Now work your plan. Don’t skip steps and if things are struggling, then step back and regroup. I had to do this a couple of times when I ran into issues but in the end I had disaster proofed my plan well enough that nothing went sideways and now I’m on to the last step which is test and test again to ensure I have achieved my objective.

By the way, even with all of the planning I did forget one tool and had to improvise. It was something that I didn’t even think of during the planning process so it was a case of not knowing what I didn’t know. Next time I do this adjustment, I won’t have this surprise, but all in all I’m happy with how things went.

Life lessons from boat racing – heads up

The worst tangles that I have ever got into in a boat race come down to one thing and that is not keeping a weather eye out, If you see trouble coming then you have time to come up with a counter strategy which, while it may not eliminate the threat, will minimize the impact on you.

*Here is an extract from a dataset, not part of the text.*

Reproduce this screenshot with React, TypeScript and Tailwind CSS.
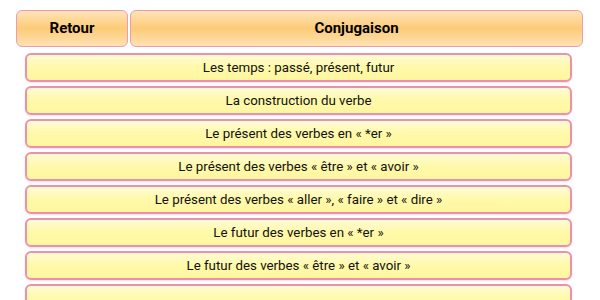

It could be a boat that is on starboard and you are on port, or it could be a traffic jam developing at a turning mark or being headed up at the starting line. If you see it coming then you can  figure out an exit strategy.

If you don’t see it coming, then there is usually lots of yelling followed by a sub optimal solution. Hopefully there isn’t any crashing sounds, but when you are blindsided that is definitely one of the possible outcomes.

Life works the same way – keep your head up and don’t get so engrossed in the task at hand that you can’t see that your path is taking you over a cliff.